Jane made a funny, she cracked. There are a lot of funnies, I think, they come out of my mind like treasures amongst the many weeds that I also need to live with. On any given day I will go on an adventure in my mind, I think okay maybe I should take piano, or travel to Australian to search for Tasmanian devils, maybe I should take up choral singing or become a Catholic, I wonder if I will ever find my prince charming or the love of my life, I wonder if perhaps I should go out more, maybe I'm too much of homebody. A million thoughts cross my mind and in the end it's a delicious journey.
Reality is paying bills, it is forgetting the online banking password for the umpteenth time, it is speed walking into the humid stinking subways and feeling like a thousand eyes are on me and feeling subconscious about it, it is sitting in the silence of my own world at work and not talking to a soul, it is fearing to walk to the water cooler because I fear people, might they be able to see what is wrong with me?

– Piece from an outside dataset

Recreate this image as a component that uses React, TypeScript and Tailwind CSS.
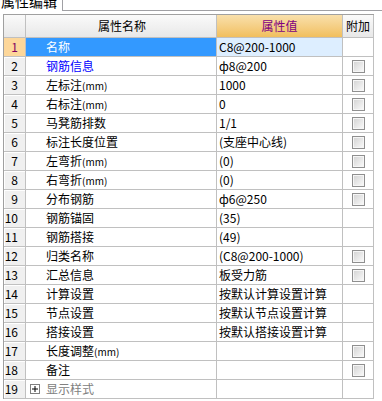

Without the meds today I crashed, around four this afternoon, I came close to nodding off and falling asleep at my desk. Without the meds I am all over the board, constantly folding and unfolding my legs, buying things that I throw in the boxes under my desk, I am jittery, but with the meds I am sedated but sad.
There is my perfect world. There is a bright light in the darkness or at least I need to remind myself of them, as of late I made peace with mom, she's spacey and selfish but not malicious, made acquaintances with the little half sister, I fought my demons and took a leap into the East River and made it from Manhattan to Brooklyn, I had come so close to withdrawing from that race but I didn't.
There are many wonderful things about life even getting gray hairs because it reminds me that I am mortal, but what I starve for most is happiness, and peace, peace of mind, peace with self. I sometimes imagine that I am walking on a thin beam suspended high above the sky, that's what ADD feels like. There are moments when you are confident it's fine and others when you lose focus, and you feel like you are going to fall and die.
To find peace today I forced myself to go to the pool and swim, it felt so good to see Patrick, so nice to see him, so nice to see good old Charles in my lane. I was a little offended he told me to stick in the slow lane, but I think he could tell that I just needed a nice light workout today, I just needed to enjoy the water. I so love it. When I can slip into the coolness and quietness of water I feel at peace with myself.